§ **Prompt**
Reproduce all the lines below exactly and omit the images.

--- START Supplied material ---

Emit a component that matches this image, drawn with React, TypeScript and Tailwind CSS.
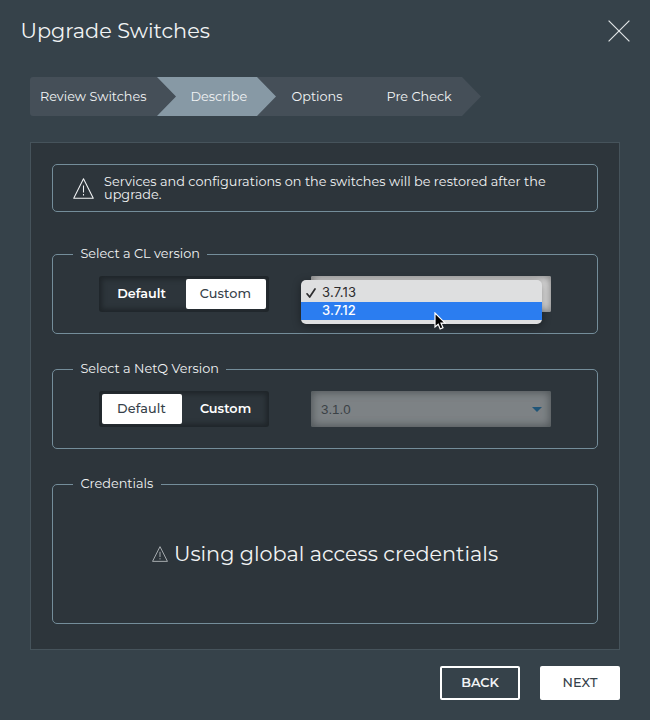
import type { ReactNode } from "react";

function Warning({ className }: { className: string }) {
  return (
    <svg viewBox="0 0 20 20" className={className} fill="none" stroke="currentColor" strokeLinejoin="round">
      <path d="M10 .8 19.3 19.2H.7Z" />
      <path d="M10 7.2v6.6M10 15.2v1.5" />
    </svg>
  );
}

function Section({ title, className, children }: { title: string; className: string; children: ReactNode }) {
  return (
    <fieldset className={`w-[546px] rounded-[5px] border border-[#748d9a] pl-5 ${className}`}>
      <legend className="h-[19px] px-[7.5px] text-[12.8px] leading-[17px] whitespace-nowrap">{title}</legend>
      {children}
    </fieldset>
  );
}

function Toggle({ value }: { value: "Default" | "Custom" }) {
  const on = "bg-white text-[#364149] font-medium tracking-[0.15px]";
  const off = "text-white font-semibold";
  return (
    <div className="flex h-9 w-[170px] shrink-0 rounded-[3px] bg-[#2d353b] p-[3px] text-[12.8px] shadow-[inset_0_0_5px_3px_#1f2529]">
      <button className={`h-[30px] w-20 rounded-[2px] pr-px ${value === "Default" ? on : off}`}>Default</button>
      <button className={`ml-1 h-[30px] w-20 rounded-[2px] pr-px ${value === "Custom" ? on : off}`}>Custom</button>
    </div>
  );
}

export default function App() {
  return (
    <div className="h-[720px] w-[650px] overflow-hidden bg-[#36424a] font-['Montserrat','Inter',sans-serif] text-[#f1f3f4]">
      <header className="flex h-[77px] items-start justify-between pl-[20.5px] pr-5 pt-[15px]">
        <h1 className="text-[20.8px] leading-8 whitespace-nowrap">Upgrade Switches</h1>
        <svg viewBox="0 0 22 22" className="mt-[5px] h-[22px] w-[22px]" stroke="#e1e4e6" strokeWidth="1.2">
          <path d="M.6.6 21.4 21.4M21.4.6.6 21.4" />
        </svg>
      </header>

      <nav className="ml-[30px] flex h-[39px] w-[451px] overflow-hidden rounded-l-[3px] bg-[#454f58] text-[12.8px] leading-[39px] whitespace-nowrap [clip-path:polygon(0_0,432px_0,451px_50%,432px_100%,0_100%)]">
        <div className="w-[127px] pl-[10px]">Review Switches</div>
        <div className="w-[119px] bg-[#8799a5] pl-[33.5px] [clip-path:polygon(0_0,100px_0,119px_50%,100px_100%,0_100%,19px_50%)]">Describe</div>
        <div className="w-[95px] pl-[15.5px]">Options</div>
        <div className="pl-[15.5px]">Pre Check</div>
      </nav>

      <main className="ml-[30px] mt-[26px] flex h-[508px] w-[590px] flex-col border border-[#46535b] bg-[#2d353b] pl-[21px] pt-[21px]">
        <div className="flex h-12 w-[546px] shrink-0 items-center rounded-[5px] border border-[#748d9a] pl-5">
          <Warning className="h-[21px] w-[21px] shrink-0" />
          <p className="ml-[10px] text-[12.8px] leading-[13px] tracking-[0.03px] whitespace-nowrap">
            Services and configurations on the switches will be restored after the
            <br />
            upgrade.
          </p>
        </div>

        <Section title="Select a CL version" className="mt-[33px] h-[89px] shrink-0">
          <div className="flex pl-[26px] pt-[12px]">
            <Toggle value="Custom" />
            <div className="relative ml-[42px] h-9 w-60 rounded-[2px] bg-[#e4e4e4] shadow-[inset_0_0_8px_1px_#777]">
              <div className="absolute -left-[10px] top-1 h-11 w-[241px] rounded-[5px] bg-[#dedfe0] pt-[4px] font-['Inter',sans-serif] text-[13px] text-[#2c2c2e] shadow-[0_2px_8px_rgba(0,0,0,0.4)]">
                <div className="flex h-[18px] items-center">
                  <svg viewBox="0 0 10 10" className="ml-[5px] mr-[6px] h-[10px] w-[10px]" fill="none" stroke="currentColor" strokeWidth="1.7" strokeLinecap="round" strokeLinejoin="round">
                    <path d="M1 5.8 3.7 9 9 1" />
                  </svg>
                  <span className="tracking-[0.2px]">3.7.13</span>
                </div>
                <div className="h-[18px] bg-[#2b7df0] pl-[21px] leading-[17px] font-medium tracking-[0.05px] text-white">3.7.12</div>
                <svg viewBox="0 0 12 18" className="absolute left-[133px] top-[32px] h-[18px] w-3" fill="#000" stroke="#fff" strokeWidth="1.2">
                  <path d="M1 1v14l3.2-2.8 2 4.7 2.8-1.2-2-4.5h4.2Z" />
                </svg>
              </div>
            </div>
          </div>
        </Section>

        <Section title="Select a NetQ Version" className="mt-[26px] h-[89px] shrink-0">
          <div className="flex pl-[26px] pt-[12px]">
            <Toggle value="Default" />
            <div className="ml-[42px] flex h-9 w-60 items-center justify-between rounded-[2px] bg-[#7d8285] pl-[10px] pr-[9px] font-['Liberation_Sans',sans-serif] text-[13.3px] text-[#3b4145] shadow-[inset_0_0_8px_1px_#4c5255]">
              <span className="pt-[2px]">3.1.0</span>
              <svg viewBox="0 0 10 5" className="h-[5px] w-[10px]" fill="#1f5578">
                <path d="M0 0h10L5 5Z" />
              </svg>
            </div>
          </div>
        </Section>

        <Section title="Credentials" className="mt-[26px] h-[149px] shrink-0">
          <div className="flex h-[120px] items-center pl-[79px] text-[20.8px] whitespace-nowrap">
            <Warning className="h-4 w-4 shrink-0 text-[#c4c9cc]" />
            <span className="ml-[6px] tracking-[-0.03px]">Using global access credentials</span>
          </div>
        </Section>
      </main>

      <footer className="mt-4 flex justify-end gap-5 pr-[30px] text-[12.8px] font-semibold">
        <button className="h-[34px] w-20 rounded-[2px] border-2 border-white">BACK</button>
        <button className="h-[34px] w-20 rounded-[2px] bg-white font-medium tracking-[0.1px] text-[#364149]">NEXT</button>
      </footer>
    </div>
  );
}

--- END Supplied material ---

§ **Reply**
Emit a component that matches this image, drawn with React, TypeScript and Tailwind CSS.
import type { ReactNode } from "react";

function Warning({ className }: { className: string }) {
  return (
    <svg viewBox="0 0 20 20" className={className} fill="none" stroke="currentColor" strokeLinejoin="round">
      <path d="M10 .8 19.3 19.2H.7Z" />
      <path d="M10 7.2v6.6M10 15.2v1.5" />
    </svg>
  );
}

function Section({ title, className, children }: { title: string; className: string; children: ReactNode }) {
  return (
    <fieldset className={`w-[546px] rounded-[5px] border border-[#748d9a] pl-5 ${className}`}>
      <legend className="h-[19px] px-[7.5px] text-[12.8px] leading-[17px] whitespace-nowrap">{title}</legend>
      {children}
    </fieldset>
  );
}

function Toggle({ value }: { value: "Default" | "Custom" }) {
  const on = "bg-white text-[#364149] font-medium tracking-[0.15px]";
  const off = "text-white font-semibold";
  return (
    <div className="flex h-9 w-[170px] shrink-0 rounded-[3px] bg-[#2d353b] p-[3px] text-[12.8px] shadow-[inset_0_0_5px_3px_#1f2529]">
      <button className={`h-[30px] w-20 rounded-[2px] pr-px ${value === "Default" ? on : off}`}>Default</button>
      <button className={`ml-1 h-[30px] w-20 rounded-[2px] pr-px ${value === "Custom" ? on : off}`}>Custom</button>
    </div>
  );
}

export default function App() {
  return (
    <div className="h-[720px] w-[650px] overflow-hidden bg-[#36424a] font-['Montserrat','Inter',sans-serif] text-[#f1f3f4]">
      <header className="flex h-[77px] items-start justify-between pl-[20.5px] pr-5 pt-[15px]">
        <h1 className="text-[20.8px] leading-8 whitespace-nowrap">Upgrade Switches</h1>
        <svg viewBox="0 0 22 22" className="mt-[5px] h-[22px] w-[22px]" stroke="#e1e4e6" strokeWidth="1.2">
          <path d="M.6.6 21.4 21.4M21.4.6.6 21.4" />
        </svg>
      </header>

      <nav className="ml-[30px] flex h-[39px] w-[451px] overflow-hidden rounded-l-[3px] bg-[#454f58] text-[12.8px] leading-[39px] whitespace-nowrap [clip-path:polygon(0_0,432px_0,451px_50%,432px_100%,0_100%)]">
        <div className="w-[127px] pl-[10px]">Review Switches</div>
        <div className="w-[119px] bg-[#8799a5] pl-[33.5px] [clip-path:polygon(0_0,100px_0,119px_50%,100px_100%,0_100%,19px_50%)]">Describe</div>
        <div className="w-[95px] pl-[15.5px]">Options</div>
        <div className="pl-[15.5px]">Pre Check</div>
      </nav>

      <main className="ml-[30px] mt-[26px] flex h-[508px] w-[590px] flex-col border border-[#46535b] bg-[#2d353b] pl-[21px] pt-[21px]">
        <div className="flex h-12 w-[546px] shrink-0 items-center rounded-[5px] border border-[#748d9a] pl-5">
          <Warning className="h-[21px] w-[21px] shrink-0" />
          <p className="ml-[10px] text-[12.8px] leading-[13px] tracking-[0.03px] whitespace-nowrap">
            Services and configurations on the switches will be restored after the
            <br />
            upgrade.
          </p>
        </div>

        <Section title="Select a CL version" className="mt-[33px] h-[89px] shrink-0">
          <div className="flex pl-[26px] pt-[12px]">
            <Toggle value="Custom" />
            <div className="relative ml-[42px] h-9 w-60 rounded-[2px] bg-[#e4e4e4] shadow-[inset_0_0_8px_1px_#777]">
              <div className="absolute -left-[10px] top-1 h-11 w-[241px] rounded-[5px] bg-[#dedfe0] pt-[4px] font-['Inter',sans-serif] text-[13px] text-[#2c2c2e] shadow-[0_2px_8px_rgba(0,0,0,0.4)]">
                <div className="flex h-[18px] items-center">
                  <svg viewBox="0 0 10 10" className="ml-[5px] mr-[6px] h-[10px] w-[10px]" fill="none" stroke="currentColor" strokeWidth="1.7" strokeLinecap="round" strokeLinejoin="round">
                    <path d="M1 5.8 3.7 9 9 1" />
                  </svg>
                  <span className="tracking-[0.2px]">3.7.13</span>
                </div>
                <div className="h-[18px] bg-[#2b7df0] pl-[21px] leading-[17px] font-medium tracking-[0.05px] text-white">3.7.12</div>
                <svg viewBox="0 0 12 18" className="absolute left-[133px] top-[32px] h-[18px] w-3" fill="#000" stroke="#fff" strokeWidth="1.2">
                  <path d="M1 1v14l3.2-2.8 2 4.7 2.8-1.2-2-4.5h4.2Z" />
                </svg>
              </div>
            </div>
          </div>
        </Section>

        <Section title="Select a NetQ Version" className="mt-[26px] h-[89px] shrink-0">
          <div className="flex pl-[26px] pt-[12px]">
            <Toggle value="Default" />
            <div className="ml-[42px] flex h-9 w-60 items-center justify-between rounded-[2px] bg-[#7d8285] pl-[10px] pr-[9px] font-['Liberation_Sans',sans-serif] text-[13.3px] text-[#3b4145] shadow-[inset_0_0_8px_1px_#4c5255]">
              <span className="pt-[2px]">3.1.0</span>
              <svg viewBox="0 0 10 5" className="h-[5px] w-[10px]" fill="#1f5578">
                <path d="M0 0h10L5 5Z" />
              </svg>
            </div>
          </div>
        </Section>

        <Section title="Credentials" className="mt-[26px] h-[149px] shrink-0">
          <div className="flex h-[120px] items-center pl-[79px] text-[20.8px] whitespace-nowrap">
            <Warning className="h-4 w-4 shrink-0 text-[#c4c9cc]" />
            <span className="ml-[6px] tracking-[-0.03px]">Using global access credentials</span>
          </div>
        </Section>
      </main>

      <footer className="mt-4 flex justify-end gap-5 pr-[30px] text-[12.8px] font-semibold">
        <button className="h-[34px] w-20 rounded-[2px] border-2 border-white">BACK</button>
        <button className="h-[34px] w-20 rounded-[2px] bg-white font-medium tracking-[0.1px] text-[#364149]">NEXT</button>
      </footer>
    </div>
  );
}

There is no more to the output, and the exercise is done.